## start Source excerpt

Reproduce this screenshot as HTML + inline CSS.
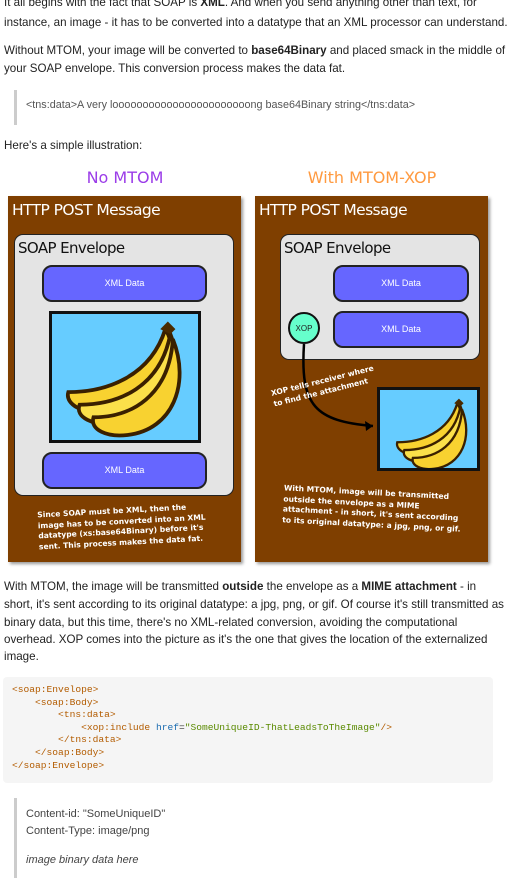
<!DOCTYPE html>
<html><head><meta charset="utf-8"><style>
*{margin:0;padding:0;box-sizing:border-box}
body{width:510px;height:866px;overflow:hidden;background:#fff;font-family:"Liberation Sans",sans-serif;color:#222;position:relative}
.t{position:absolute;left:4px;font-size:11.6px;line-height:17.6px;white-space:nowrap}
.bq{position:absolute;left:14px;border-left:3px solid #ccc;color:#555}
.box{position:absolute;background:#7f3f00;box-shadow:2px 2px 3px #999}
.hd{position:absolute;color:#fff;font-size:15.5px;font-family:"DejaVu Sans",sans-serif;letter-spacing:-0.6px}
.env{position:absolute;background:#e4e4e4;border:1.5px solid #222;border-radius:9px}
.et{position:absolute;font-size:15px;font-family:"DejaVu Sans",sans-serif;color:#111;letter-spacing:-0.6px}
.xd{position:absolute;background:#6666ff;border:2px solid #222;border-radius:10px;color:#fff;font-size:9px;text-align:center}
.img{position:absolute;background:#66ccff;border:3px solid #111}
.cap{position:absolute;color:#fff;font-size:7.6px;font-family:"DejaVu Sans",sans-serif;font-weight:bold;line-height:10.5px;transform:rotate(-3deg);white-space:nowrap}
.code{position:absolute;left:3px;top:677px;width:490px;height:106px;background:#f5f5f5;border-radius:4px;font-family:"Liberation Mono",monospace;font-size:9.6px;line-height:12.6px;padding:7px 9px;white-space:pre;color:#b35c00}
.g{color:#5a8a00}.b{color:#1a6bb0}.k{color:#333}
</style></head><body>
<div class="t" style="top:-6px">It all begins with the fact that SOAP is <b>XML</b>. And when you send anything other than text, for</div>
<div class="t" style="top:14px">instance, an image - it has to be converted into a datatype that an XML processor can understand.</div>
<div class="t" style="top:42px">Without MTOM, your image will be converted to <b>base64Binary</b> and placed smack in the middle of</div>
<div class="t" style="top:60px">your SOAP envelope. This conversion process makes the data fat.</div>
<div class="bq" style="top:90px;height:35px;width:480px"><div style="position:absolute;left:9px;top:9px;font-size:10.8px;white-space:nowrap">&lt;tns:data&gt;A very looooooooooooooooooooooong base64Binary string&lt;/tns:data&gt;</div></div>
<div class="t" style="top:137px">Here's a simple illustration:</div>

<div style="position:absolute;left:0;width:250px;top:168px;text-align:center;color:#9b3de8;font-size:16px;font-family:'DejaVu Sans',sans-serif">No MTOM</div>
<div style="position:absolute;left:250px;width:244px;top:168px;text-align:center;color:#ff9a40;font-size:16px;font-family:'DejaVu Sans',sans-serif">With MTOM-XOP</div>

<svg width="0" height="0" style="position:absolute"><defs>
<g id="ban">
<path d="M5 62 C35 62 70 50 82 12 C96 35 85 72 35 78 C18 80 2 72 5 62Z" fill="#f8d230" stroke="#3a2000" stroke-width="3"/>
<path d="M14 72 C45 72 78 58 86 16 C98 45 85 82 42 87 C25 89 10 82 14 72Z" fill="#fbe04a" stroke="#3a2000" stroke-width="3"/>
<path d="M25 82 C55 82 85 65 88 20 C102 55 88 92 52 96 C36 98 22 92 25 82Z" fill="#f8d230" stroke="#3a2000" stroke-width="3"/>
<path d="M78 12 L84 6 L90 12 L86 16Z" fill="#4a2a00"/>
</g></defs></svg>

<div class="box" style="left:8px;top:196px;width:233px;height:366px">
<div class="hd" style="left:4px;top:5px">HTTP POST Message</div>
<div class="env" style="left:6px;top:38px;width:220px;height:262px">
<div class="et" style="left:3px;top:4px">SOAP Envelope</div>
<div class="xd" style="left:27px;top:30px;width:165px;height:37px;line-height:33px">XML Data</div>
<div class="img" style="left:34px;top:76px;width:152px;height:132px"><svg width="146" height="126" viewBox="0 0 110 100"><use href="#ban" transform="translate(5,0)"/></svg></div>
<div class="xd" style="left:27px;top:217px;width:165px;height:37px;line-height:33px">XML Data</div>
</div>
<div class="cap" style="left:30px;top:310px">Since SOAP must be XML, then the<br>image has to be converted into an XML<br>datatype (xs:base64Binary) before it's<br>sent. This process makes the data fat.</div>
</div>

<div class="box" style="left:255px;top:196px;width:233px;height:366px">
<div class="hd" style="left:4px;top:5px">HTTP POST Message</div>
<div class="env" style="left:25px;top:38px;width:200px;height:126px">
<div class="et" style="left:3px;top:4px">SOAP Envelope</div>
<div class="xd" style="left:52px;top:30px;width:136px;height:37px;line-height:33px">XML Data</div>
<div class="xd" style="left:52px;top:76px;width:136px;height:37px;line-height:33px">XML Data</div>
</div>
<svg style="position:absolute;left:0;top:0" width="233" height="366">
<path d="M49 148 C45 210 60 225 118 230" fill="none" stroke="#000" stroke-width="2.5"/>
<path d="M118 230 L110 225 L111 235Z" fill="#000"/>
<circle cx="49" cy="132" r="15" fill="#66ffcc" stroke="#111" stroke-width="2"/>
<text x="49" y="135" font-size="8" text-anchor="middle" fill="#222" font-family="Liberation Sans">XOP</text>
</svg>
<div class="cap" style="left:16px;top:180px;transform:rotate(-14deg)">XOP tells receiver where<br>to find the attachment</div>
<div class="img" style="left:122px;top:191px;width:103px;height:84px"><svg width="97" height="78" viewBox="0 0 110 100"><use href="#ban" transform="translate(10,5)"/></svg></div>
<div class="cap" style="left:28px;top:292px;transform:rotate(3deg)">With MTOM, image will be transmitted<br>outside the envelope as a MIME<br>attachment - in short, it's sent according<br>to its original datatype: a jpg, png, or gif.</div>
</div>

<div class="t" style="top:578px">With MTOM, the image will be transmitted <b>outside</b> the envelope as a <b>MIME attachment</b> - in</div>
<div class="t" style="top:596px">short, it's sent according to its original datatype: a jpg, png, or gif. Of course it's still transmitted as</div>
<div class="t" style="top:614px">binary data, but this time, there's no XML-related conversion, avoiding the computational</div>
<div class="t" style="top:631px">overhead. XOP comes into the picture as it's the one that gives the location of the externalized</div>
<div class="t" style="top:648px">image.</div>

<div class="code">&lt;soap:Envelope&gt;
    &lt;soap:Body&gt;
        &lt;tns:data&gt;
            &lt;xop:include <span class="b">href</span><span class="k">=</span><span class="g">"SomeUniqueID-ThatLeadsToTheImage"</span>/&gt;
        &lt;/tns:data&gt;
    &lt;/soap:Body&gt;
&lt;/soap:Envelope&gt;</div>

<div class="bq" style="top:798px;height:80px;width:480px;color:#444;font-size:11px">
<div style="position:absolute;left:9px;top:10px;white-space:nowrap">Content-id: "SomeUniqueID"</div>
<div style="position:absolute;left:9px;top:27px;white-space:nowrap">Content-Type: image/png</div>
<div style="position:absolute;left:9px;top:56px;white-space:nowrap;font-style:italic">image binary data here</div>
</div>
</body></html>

## end Source excerpt

- [Requirement]: Reproduce the data verbatim. Do not carry any picture into the copy.

- [Exercise response]:
Reproduce this screenshot as HTML + inline CSS.
<!DOCTYPE html>
<html><head><meta charset="utf-8"><style>
*{margin:0;padding:0;box-sizing:border-box}
body{width:510px;height:866px;overflow:hidden;background:#fff;font-family:"Liberation Sans",sans-serif;color:#222;position:relative}
.t{position:absolute;left:4px;font-size:11.6px;line-height:17.6px;white-space:nowrap}
.bq{position:absolute;left:14px;border-left:3px solid #ccc;color:#555}
.box{position:absolute;background:#7f3f00;box-shadow:2px 2px 3px #999}
.hd{position:absolute;color:#fff;font-size:15.5px;font-family:"DejaVu Sans",sans-serif;letter-spacing:-0.6px}
.env{position:absolute;background:#e4e4e4;border:1.5px solid #222;border-radius:9px}
.et{position:absolute;font-size:15px;font-family:"DejaVu Sans",sans-serif;color:#111;letter-spacing:-0.6px}
.xd{position:absolute;background:#6666ff;border:2px solid #222;border-radius:10px;color:#fff;font-size:9px;text-align:center}
.img{position:absolute;background:#66ccff;border:3px solid #111}
.cap{position:absolute;color:#fff;font-size:7.6px;font-family:"DejaVu Sans",sans-serif;font-weight:bold;line-height:10.5px;transform:rotate(-3deg);white-space:nowrap}
.code{position:absolute;left:3px;top:677px;width:490px;height:106px;background:#f5f5f5;border-radius:4px;font-family:"Liberation Mono",monospace;font-size:9.6px;line-height:12.6px;padding:7px 9px;white-space:pre;color:#b35c00}
.g{color:#5a8a00}.b{color:#1a6bb0}.k{color:#333}
</style></head><body>
<div class="t" style="top:-6px">It all begins with the fact that SOAP is <b>XML</b>. And when you send anything other than text, for</div>
<div class="t" style="top:14px">instance, an image - it has to be converted into a datatype that an XML processor can understand.</div>
<div class="t" style="top:42px">Without MTOM, your image will be converted to <b>base64Binary</b> and placed smack in the middle of</div>
<div class="t" style="top:60px">your SOAP envelope. This conversion process makes the data fat.</div>
<div class="bq" style="top:90px;height:35px;width:480px"><div style="position:absolute;left:9px;top:9px;font-size:10.8px;white-space:nowrap">&lt;tns:data&gt;A very looooooooooooooooooooooong base64Binary string&lt;/tns:data&gt;</div></div>
<div class="t" style="top:137px">Here's a simple illustration:</div>

<div style="position:absolute;left:0;width:250px;top:168px;text-align:center;color:#9b3de8;font-size:16px;font-family:'DejaVu Sans',sans-serif">No MTOM</div>
<div style="position:absolute;left:250px;width:244px;top:168px;text-align:center;color:#ff9a40;font-size:16px;font-family:'DejaVu Sans',sans-serif">With MTOM-XOP</div>

<svg width="0" height="0" style="position:absolute"><defs>
<g id="ban">
<path d="M5 62 C35 62 70 50 82 12 C96 35 85 72 35 78 C18 80 2 72 5 62Z" fill="#f8d230" stroke="#3a2000" stroke-width="3"/>
<path d="M14 72 C45 72 78 58 86 16 C98 45 85 82 42 87 C25 89 10 82 14 72Z" fill="#fbe04a" stroke="#3a2000" stroke-width="3"/>
<path d="M25 82 C55 82 85 65 88 20 C102 55 88 92 52 96 C36 98 22 92 25 82Z" fill="#f8d230" stroke="#3a2000" stroke-width="3"/>
<path d="M78 12 L84 6 L90 12 L86 16Z" fill="#4a2a00"/>
</g></defs></svg>

<div class="box" style="left:8px;top:196px;width:233px;height:366px">
<div class="hd" style="left:4px;top:5px">HTTP POST Message</div>
<div class="env" style="left:6px;top:38px;width:220px;height:262px">
<div class="et" style="left:3px;top:4px">SOAP Envelope</div>
<div class="xd" style="left:27px;top:30px;width:165px;height:37px;line-height:33px">XML Data</div>
<div class="img" style="left:34px;top:76px;width:152px;height:132px"><svg width="146" height="126" viewBox="0 0 110 100"><use href="#ban" transform="translate(5,0)"/></svg></div>
<div class="xd" style="left:27px;top:217px;width:165px;height:37px;line-height:33px">XML Data</div>
</div>
<div class="cap" style="left:30px;top:310px">Since SOAP must be XML, then the<br>image has to be converted into an XML<br>datatype (xs:base64Binary) before it's<br>sent. This process makes the data fat.</div>
</div>

<div class="box" style="left:255px;top:196px;width:233px;height:366px">
<div class="hd" style="left:4px;top:5px">HTTP POST Message</div>
<div class="env" style="left:25px;top:38px;width:200px;height:126px">
<div class="et" style="left:3px;top:4px">SOAP Envelope</div>
<div class="xd" style="left:52px;top:30px;width:136px;height:37px;line-height:33px">XML Data</div>
<div class="xd" style="left:52px;top:76px;width:136px;height:37px;line-height:33px">XML Data</div>
</div>
<svg style="position:absolute;left:0;top:0" width="233" height="366">
<path d="M49 148 C45 210 60 225 118 230" fill="none" stroke="#000" stroke-width="2.5"/>
<path d="M118 230 L110 225 L111 235Z" fill="#000"/>
<circle cx="49" cy="132" r="15" fill="#66ffcc" stroke="#111" stroke-width="2"/>
<text x="49" y="135" font-size="8" text-anchor="middle" fill="#222" font-family="Liberation Sans">XOP</text>
</svg>
<div class="cap" style="left:16px;top:180px;transform:rotate(-14deg)">XOP tells receiver where<br>to find the attachment</div>
<div class="img" style="left:122px;top:191px;width:103px;height:84px"><svg width="97" height="78" viewBox="0 0 110 100"><use href="#ban" transform="translate(10,5)"/></svg></div>
<div class="cap" style="left:28px;top:292px;transform:rotate(3deg)">With MTOM, image will be transmitted<br>outside the envelope as a MIME<br>attachment - in short, it's sent according<br>to its original datatype: a jpg, png, or gif.</div>
</div>

<div class="t" style="top:578px">With MTOM, the image will be transmitted <b>outside</b> the envelope as a <b>MIME attachment</b> - in</div>
<div class="t" style="top:596px">short, it's sent according to its original datatype: a jpg, png, or gif. Of course it's still transmitted as</div>
<div class="t" style="top:614px">binary data, but this time, there's no XML-related conversion, avoiding the computational</div>
<div class="t" style="top:631px">overhead. XOP comes into the picture as it's the one that gives the location of the externalized</div>
<div class="t" style="top:648px">image.</div>

<div class="code">&lt;soap:Envelope&gt;
    &lt;soap:Body&gt;
        &lt;tns:data&gt;
            &lt;xop:include <span class="b">href</span><span class="k">=</span><span class="g">"SomeUniqueID-ThatLeadsToTheImage"</span>/&gt;
        &lt;/tns:data&gt;
    &lt;/soap:Body&gt;
&lt;/soap:Envelope&gt;</div>

<div class="bq" style="top:798px;height:80px;width:480px;color:#444;font-size:11px">
<div style="position:absolute;left:9px;top:10px;white-space:nowrap">Content-id: "SomeUniqueID"</div>
<div style="position:absolute;left:9px;top:27px;white-space:nowrap">Content-Type: image/png</div>
<div style="position:absolute;left:9px;top:56px;white-space:nowrap;font-style:italic">image binary data here</div>
</div>
</body></html>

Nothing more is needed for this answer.